Escrito com paixão e habilidade, The Outsiders propunha a existência, entre nós, de um determinado tipo de indivíduo, cuja principal característica seria o fato de possuir a sensação íntima de que seus valores não correspondiam aos de nossa sociedade, de que se encontrava desconectado do mundo moderno e de que a vida era muito mais fascinante do que seus contemporâneos demonstravam perceber. Descontentes com os caminhos tradicionais estabelecidos pela sociedade, tais pessoas tentariam, não sem riscos, construir seus próprios caminhos de forma criativa, produzindo arte e ideias pouco usuais durante sua trajetória pessoal.

Analisando as vidas de gente como Van Gogh, William Blake, Herman Hesse, Ernest Hemingway e Nietzsche, o curioso livro pretendia ser um verdadeiro tratado sobre pessoas que possuíam dois elementos em comum: a noção de que não se identificavam com os valores desta sociedade e o anseio de criarem sua própria forma de viver. Colin Wilson decidiu chamar-lhes de "Outsiders".

Outsiders não tem uma tradução literal possível para o português. Há muitas possibilidades de tradução aproximada, mas prefiro a alternativa poética de utilizar a expressão "Desviante". A palavra possui, na língua portuguesa, uma riqueza de significados e ajusta-se ao tema com perfeição: é aquele ou aquilo que se desvia do caminho "usual", que diverge do comportamento majoritário".

Na sociologia, o estudo do comportamento desviante é o estudo do "fora da lei", do "louco" e de todo aquele que foge às normas sociais.

Entre os exemplos de Desviantes famosos apresentados por Colin Wilson, o leitor facilmente pode associar outros como Dylan Thomas, David Foster Wallace, Kurt Cobain, Jim Morrison, Roberto Freire (para falar de Brasil), Janes Joplin, Thoreau, Anais Nin, Kerouac, Hendrix, Lou Andreas-Salome, Ginsberg, Lenon e Bukowski. Santos e doidos, tolos e gênios a um só tempo, seu traço em comum seria a sensação íntima de que algo está errado, de que a sociedade está tomando ou sempre tomou um rumo que não atende às suas expectativas, o que faz com que sigam um trajeto discordante da maioria, ao menos em parte.
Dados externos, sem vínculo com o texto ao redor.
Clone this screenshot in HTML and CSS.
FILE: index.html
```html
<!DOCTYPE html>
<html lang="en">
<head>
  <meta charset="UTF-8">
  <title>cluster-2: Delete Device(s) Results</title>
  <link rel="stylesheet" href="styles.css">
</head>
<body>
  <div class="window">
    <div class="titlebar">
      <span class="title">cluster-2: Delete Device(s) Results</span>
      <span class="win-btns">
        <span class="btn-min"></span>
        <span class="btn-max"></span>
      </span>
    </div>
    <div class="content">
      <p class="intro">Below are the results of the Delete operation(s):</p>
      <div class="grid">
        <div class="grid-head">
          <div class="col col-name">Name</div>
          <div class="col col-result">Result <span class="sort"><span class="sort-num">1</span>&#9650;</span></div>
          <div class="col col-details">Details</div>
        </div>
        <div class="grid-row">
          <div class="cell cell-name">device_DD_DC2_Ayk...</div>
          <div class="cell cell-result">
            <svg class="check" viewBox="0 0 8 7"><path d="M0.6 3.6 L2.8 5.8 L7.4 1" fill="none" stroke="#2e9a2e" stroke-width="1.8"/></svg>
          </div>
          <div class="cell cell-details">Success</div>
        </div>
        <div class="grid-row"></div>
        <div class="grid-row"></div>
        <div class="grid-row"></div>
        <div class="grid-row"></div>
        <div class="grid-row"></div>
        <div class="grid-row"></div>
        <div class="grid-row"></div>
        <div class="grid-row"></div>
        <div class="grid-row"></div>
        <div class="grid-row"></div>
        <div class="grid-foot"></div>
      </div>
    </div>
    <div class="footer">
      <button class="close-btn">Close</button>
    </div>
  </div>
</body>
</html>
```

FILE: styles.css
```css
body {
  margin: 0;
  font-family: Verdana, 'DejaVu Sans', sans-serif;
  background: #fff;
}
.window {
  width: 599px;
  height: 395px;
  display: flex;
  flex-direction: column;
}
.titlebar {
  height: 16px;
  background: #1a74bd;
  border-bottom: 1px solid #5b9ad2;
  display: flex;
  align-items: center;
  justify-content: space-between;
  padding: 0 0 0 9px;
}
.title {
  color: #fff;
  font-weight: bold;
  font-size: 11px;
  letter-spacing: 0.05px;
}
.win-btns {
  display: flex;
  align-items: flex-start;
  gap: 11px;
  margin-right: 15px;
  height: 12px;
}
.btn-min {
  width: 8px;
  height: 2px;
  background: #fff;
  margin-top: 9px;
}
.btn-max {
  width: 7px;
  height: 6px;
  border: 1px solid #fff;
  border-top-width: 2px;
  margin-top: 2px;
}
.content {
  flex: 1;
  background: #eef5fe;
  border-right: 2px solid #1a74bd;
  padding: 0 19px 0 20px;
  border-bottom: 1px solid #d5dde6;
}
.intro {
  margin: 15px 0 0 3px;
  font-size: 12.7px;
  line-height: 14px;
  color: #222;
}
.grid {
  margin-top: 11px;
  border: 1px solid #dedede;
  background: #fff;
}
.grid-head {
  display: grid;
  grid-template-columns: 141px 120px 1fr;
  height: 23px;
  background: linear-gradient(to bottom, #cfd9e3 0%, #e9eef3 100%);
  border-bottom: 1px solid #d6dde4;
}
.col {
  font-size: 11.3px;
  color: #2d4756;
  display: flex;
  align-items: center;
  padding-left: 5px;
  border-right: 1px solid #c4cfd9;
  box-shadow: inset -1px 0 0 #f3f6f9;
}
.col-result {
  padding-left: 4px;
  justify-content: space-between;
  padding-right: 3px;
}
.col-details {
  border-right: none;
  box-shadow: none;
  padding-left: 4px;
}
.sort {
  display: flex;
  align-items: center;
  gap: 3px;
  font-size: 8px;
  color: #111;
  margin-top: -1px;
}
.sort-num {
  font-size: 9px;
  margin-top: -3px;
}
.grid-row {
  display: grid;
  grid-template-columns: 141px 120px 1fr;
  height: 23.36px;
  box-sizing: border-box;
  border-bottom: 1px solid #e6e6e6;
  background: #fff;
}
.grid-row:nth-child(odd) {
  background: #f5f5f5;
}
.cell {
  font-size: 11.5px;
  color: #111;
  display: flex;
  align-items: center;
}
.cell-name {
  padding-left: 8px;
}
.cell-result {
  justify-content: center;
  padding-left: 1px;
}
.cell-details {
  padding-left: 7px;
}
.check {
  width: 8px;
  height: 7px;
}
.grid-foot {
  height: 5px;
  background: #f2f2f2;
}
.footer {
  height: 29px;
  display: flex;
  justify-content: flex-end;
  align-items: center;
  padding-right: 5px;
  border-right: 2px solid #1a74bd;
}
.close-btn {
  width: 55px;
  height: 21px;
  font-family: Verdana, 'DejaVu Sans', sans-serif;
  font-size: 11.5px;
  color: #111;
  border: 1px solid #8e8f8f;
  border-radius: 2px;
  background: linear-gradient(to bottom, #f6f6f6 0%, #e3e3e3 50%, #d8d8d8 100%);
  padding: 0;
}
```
Desse trajeto do Desviante, surgiria o atrito com seus contemporâneos, a sensação de incompreensão e estranheza. Se não se encontram isoladas no âmbito emocional (um Desviante pode ser alguém muito popular), tais pessoas sentem, ao menos, uma forma peculiar de solidão, decorrente da dificuldade de expressar sua forma de ver o mundo, seus anseios pessoais e, principalmente, a exata razão pela qual não se consideram representados e tampouco legitimam a sociedade moderna.

Na tentativa de superar essa sensação de incomunicabilidade, de aliviar o atrito, os Desviantes recorreriam à criação artística, à formulação de ideias inusitadas ou à elaboração de formas inovadoras de viver. Assim, a um só tempo enriqueceriam a comunidade cujos valores questionam e denunciariam as deformações que ela tenta ocultar.
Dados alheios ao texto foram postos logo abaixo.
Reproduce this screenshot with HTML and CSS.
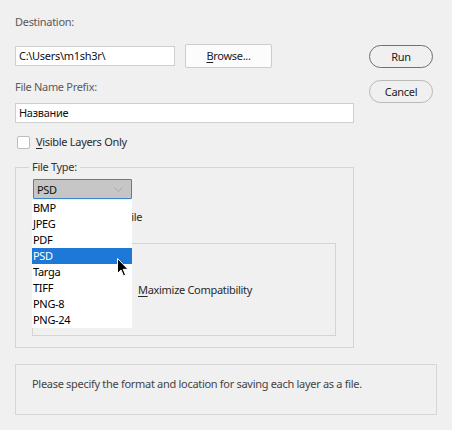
FILE: index.html
```html
<!DOCTYPE html>
<html>
<head>
<meta charset="utf-8">
<link rel="stylesheet" href="styles.css">
</head>
<body>
<div class="dialog">
  <div class="top">
    <div class="main">
      <div class="label">Destination:</div>
      <div class="dest-row">
        <div class="input dest">C:\Users\m1sh3r\</div>
        <div class="btn browse"><u>B</u>rowse...</div>
      </div>
      <div class="label prefix-label">File Name Prefix:</div>
      <div class="input prefix">Название</div>
      <div class="check-row">
        <span class="checkbox"></span>
        <span class="check-text"><u>V</u>isible Layers Only</span>
      </div>
    </div>
    <div class="side">
      <div class="pill default">Run</div>
      <div class="pill">Cancel</div>
    </div>
  </div>

  <fieldset class="group">
    <legend class="legend">File Type:</legend>
    <div class="select-wrap">
      <div class="select">
        <span>PSD</span>
        <svg class="chev" width="9" height="5" viewBox="0 0 9 5"><path d="M0.5 0.5 L4.5 4.5 L8.5 0.5" fill="none" stroke="#a8a8a8" stroke-width="1"/></svg>
      </div>
      <ul class="list">
        <li>BMP</li>
        <li>JPEG</li>
        <li>PDF</li>
        <li class="sel">PSD</li>
        <li>Targa</li>
        <li>TIFF</li>
        <li>PNG-8</li>
        <li>PNG-24</li>
      </ul>
      <svg class="cursor" width="12" height="19" viewBox="0 0 12 19"><path d="M0.5 0.5 L0.5 15.5 L4 12 L6.5 17.8 L8.6 16.9 L6.2 11.3 L11 11.3 Z" fill="#000" stroke="#fff" stroke-width="1" stroke-linejoin="miter"/></svg>
    </div>
    <div class="icc-row">
      <span class="checkbox"></span>
      <span class="check-text">Include ICC Profile</span>
    </div>
    <fieldset class="inner">
      <legend class="legend">PSD Options:</legend>
      <div class="max-row">
        <span class="checkbox"></span>
        <span class="check-text"><u>M</u>aximize Compatibility</span>
      </div>
    </fieldset>
  </fieldset>

  <div class="info">Please specify the format and location for saving each layer as a file.</div>
</div>
</body>
</html>
```
FILE: styles.css
```css
* { box-sizing: border-box; }
html, body {
  margin: 0;
  padding: 0;
  background: #f0f0f0;
}
body {
  width: 452px;
  height: 430px;
  overflow: hidden;
  font-family: "Noto Sans", "Open Sans", sans-serif;
  font-size: 11px;
  letter-spacing: -0.3px;
  color: #333;
}
u { text-decoration: underline; text-underline-offset: 2px; }
.dialog {
  padding: 14px 0 0 15px;
}
.top {
  display: flex;
}
.main {
  width: 339px;
  display: flex;
  flex-direction: column;
  align-items: flex-start;
}
.label {
  line-height: 16px;
  height: 16px;
  color: #5a5a5a;
}
.dest-row {
  margin-top: 14px;
  display: flex;
  align-items: center;
  gap: 10px;
  height: 24px;
}
.input {
  height: 20px;
  line-height: 18px;
  border: 1px solid #cfcfcf;
  background: #fff;
  padding: 0 3px;
  color: #111;
}
.dest { width: 160px; }
.btn {
  width: 87px;
  height: 24px;
  border: 1px solid #cccccc;
  background: #fcfcfc;
  border-radius: 2px;
  text-align: center;
  line-height: 22px;
  color: #222;
}
.prefix-label { margin-top: 11px; }
.prefix {
  margin-top: 8px;
  width: 339px;
}
.check-row {
  margin-top: 11px;
  height: 16px;
  display: flex;
  align-items: center;
  padding-left: 2px;
}
.checkbox {
  display: inline-block;
  width: 13px;
  height: 13px;
  border: 1px solid #bdbdbd;
  border-radius: 2px;
  background: #fff;
  flex: none;
}
.check-text {
  margin-left: 6px;
  line-height: 16px;
  color: #2a2a2a;
}
.side {
  margin-left: 15px;
  padding-top: 31px;
  display: flex;
  flex-direction: column;
  gap: 12px;
}
.pill {
  width: 64px;
  height: 23px;
  border: 1px solid #b9b9b9;
  border-radius: 12px;
  background: #f0f0f0;
  text-align: center;
  line-height: 21px;
  color: #222;
}
.pill.default { border-color: #707070; }

.group {
  margin: 9px 0 0 0;
  width: 339px;
  height: 189px;
  border: 1px solid #d4d4d4;
  padding: 0 0 0 17px;
  position: relative;
}
.legend {
  margin-left: -4px;
  padding: 0 3px;
  line-height: 16px;
  color: #333;
}
.select-wrap {
  position: relative;
  margin-top: 4px;
  width: 99px;
  height: 20px;
}
.select {
  width: 99px;
  height: 20px;
  background: #c6c6c6;
  border: 1px solid #3c83d0;
  border-radius: 1px;
  display: flex;
  align-items: center;
  justify-content: space-between;
  padding: 0 8px 0 3px;
  color: #111;
}
.list {
  position: absolute;
  left: -1px;
  top: 21px;
  z-index: 5;
  margin: 0;
  padding: 0;
  list-style: none;
  width: 100px;
  background: #fff;
}
.list li {
  height: 16px;
  line-height: 16px;
  padding-left: 1px;
  color: #000;
}
.list li.sel {
  background: #1e78d8;
  color: #fff;
}
.cursor {
  position: absolute;
  left: 84px;
  top: 79px;
  z-index: 6;
}
.icc-row {
  margin-top: 10px;
  height: 16px;
  display: flex;
  align-items: center;
  padding-left: 1px;
}
.inner {
  margin: 10px 0 0 -1px;
  width: 304px;
  height: 101px;
  border: 1px solid #d4d4d4;
  padding: 0 0 0 86px;
}
.inner .legend { margin-left: -70px; }
.max-row {
  margin-top: 31px;
  height: 16px;
  display: flex;
  align-items: center;
}
.info {
  margin-top: 16px;
  width: 422px;
  height: 51px;
  border: 1px solid #d6d6d6;
  padding: 11px 0 0 16px;
  line-height: 16px;
  color: #444;
}
```
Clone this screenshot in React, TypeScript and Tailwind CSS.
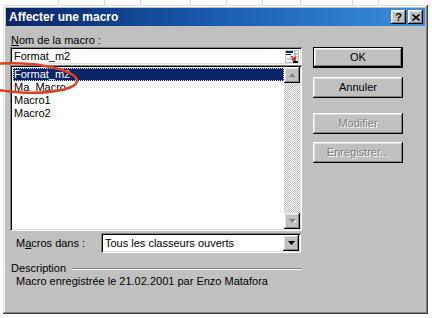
import React from 'react';

const font = { fontFamily: '"Liberation Sans", Arial, sans-serif' };

const raised =
  'shadow-[inset_-1px_-1px_#000,inset_1px_1px_#fff,inset_-2px_-2px_#808080,inset_2px_2px_#dfdfdf]';
const sunken =
  'shadow-[inset_1px_1px_#808080,inset_-1px_-1px_#fff,inset_2px_2px_#000,inset_-2px_-2px_#dfdfdf]';

function Btn({ label, def, disabled }: { label: string; def?: boolean; disabled?: boolean }) {
  const inner = (
    <div
      className={`flex items-center justify-center bg-[#c0c0c0] text-[11px] ${raised} ${
        def ? 'h-[19px] w-[88px]' : 'h-[21px] w-[90px]'
      } ${disabled ? 'text-[#808080] [text-shadow:1px_1px_0_#fff]' : 'text-black'}`}
    >
      {label}
    </div>
  );
  if (def) return <div className="border border-black w-[90px] h-[21px]">{inner}</div>;
  return inner;
}

function ArrowBtn({ up, active }: { up?: boolean; active?: boolean }) {
  return (
    <div className={`w-[16px] h-[16px] bg-[#c0c0c0] flex items-center justify-center ${raised}`}>
      <svg width="7" height="4" viewBox="0 0 7 4">
        {active ? (
          <polygon points="0,0 7,0 3.5,4" fill="#000" />
        ) : up ? (
          <>
            <polygon points="1,4 8,4 4.5,0.5" fill="#fff" />
            <polygon points="0,4 7,4 3.5,0" fill="#808080" />
          </>
        ) : (
          <>
            <polygon points="1,1 8,1 4.5,4.5" fill="#fff" />
            <polygon points="0,0 7,0 3.5,4" fill="#808080" />
          </>
        )}
      </svg>
    </div>
  );
}

export default function App() {
  const macros = ['Format_m2', 'Ma_Macro', 'Macro1', 'Macro2'];

  return (
    <div className="relative w-[432px] h-[318px] bg-white pt-[5px] pl-[3px] overflow-hidden" style={font}>
      {/* excel grid remnants */}
      <div className="absolute top-0 left-0 w-[432px] h-[5px] flex">
        {[58, 104, 140, 190, 226, 262, 300, 352, 378].map((x) => (
          <div key={x} className="absolute top-0 w-px h-[5px] bg-[#d8d8d8]" style={{ left: x }} />
        ))}
      </div>

      <div
        className={`w-[425px] h-[309px] bg-[#c0c0c0] p-[3px] flex flex-col shadow-[inset_-1px_-1px_#404040,inset_1px_1px_#dfdfdf,inset_-2px_-2px_#808080,inset_2px_2px_#fff]`}
      >
        {/* title bar */}
        <div className="h-[18px] flex items-center bg-gradient-to-r from-[#0a246a] via-[#1a5cb0] to-[#3b8fdc] pl-[3px] pr-[2px]">
          <span className="text-white font-bold text-[12px] leading-none flex-1">Affecter une macro</span>
          <div className="flex gap-[2px]">
            <div className={`w-[15px] h-[14px] bg-[#c0c0c0] flex items-center justify-center text-[11px] font-bold leading-none ${raised}`}>
              ?
            </div>
            <div className={`w-[15px] h-[14px] bg-[#c0c0c0] flex items-center justify-center ${raised}`}>
              <svg width="8" height="7" viewBox="0 0 8 7">
                <path d="M0.5 0.5 L7.5 6.5 M7.5 0.5 L0.5 6.5" stroke="#000" strokeWidth="1.6" />
              </svg>
            </div>
          </div>
        </div>

        {/* body */}
        <div className="flex pl-[4px]">
          <div className="w-[292px] flex flex-col">
            <div className="mt-[8px] h-[13px] text-[11px] leading-[13px] text-black pl-[1px]">
              <span className="underline">N</span>om de la macro :
            </div>
            <div className={`h-[18px] bg-white flex items-center pl-[4px] pr-[3px] ${sunken}`}>
              <span className="flex-1 text-[11px] leading-none text-black">Format_m2</span>
              <svg width="14" height="13" viewBox="0 0 14 13">
                <rect x="0.5" y="0.5" width="13" height="12" fill="#fff" stroke="#c0c0c0" />
                <rect x="1" y="1" width="7" height="2" fill="#0a246a" />
                <rect x="1" y="4" width="5" height="1" fill="#0a246a" />
                <path d="M9 4 h4 M9 7 h4 M2 9 h5 M10 1 v11" stroke="#909090" strokeWidth="1" />
                <path d="M6 6 L10 10 M10 7 L10 10 L7 10" stroke="#e01010" strokeWidth="1.6" fill="none" />
                <rect x="8" y="11" width="5" height="2" fill="#000" />
              </svg>
            </div>
            <div className={`h-[166px] bg-white flex p-[2px] ${sunken}`}>
              <div className="flex-1 pt-[1px] pl-[1px]">
                {macros.map((m, i) => (
                  <div
                    key={m}
                    className={`h-[13px] text-[11px] leading-[13px] pl-[1px] ${
                      i === 0
                        ? 'bg-[#0a246a] text-white outline outline-1 outline-dotted outline-[#dfdfdf] -outline-offset-1'
                        : 'text-black'
                    }`}
                  >
                    {m}
                  </div>
                ))}
              </div>
              <div className="w-[16px] flex flex-col bg-[repeating-conic-gradient(#c0c0c0_0_25%,#fff_0_50%)] bg-[length:2px_2px]">
                <ArrowBtn up />
                <div className="flex-1" />
                <ArrowBtn />
              </div>
            </div>

            <div className="mt-[2px] flex items-center">
              <div className="w-[91px] pl-[6px] text-[11px] text-black">
                M<span className="underline">a</span>cros dans :
              </div>
              <div className={`w-[200px] h-[20px] bg-white flex items-center p-[2px] ${sunken}`}>
                <span className="flex-1 pl-[2px] text-[11px] leading-none text-black">Tous les classeurs ouverts</span>
                <ArrowBtn active />
              </div>
            </div>

            <div className="mt-[9px] flex items-center h-[13px]">
              <span className="bg-[#c0c0c0] pl-[1px] pr-[6px] text-[11px] leading-[13px] text-black">
                Description
              </span>
              <div className="flex-1 h-[2px] border-t border-t-[#808080] border-b border-b-white" />
            </div>
            <div className="pl-[6px] text-[11px] leading-[13px] text-black">
              Macro enregistrée le 21.02.2001 par Enzo Matafora
            </div>
          </div>

          <div className="ml-[11px] flex flex-col pt-[21px]">
            <Btn label="OK" def />
            <div className="mt-[9px]">
              <Btn label="Annuler" />
            </div>
            <div className="mt-[15px]">
              <Btn label="Modifier" disabled />
            </div>
            <div className="mt-[8px]">
              <Btn label="Enregistrer..." disabled />
            </div>
          </div>
        </div>
      </div>

      {/* red annotation circle */}
      <svg className="absolute left-0 top-0" width="100" height="110" viewBox="0 0 100 110">
        <ellipse
          cx="22"
          cy="78"
          rx="55"
          ry="14.5"
          transform="rotate(3 22 78)"
          fill="none"
          stroke="#e0401f"
          strokeWidth="2.5"
        />
      </svg>
    </div>
  );
}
Mas seria um equívoco supor que apenas encontramos Desviantes entre artistas e filósofos. Não é difícil lembrar de exemplos reais de várias pessoas "comuns" que correspondem à descrição que faz Colin Wilson. O filme Na Natureza Selvagem levou para os cinemas a história real de Christopher McCandles, um jovem americano comum que levou até as últimas consequências sua tentativa de enfrentar a situação de ser um Outsider, de sentir-se desconectado do entorno social em que vivia.

E creio não ser preciso ir muito longe para que cada um de nós, em nossas relações pessoais, lembre-se de, pelo menos, uma pessoa que, dotada de certo espírito criativo ou poético, parece não se adequar aos papéis tradicionais que a sociedade lhe oferece, rompendo laços ou levantando questionamentos constantes sobre o modo "normal" de viver.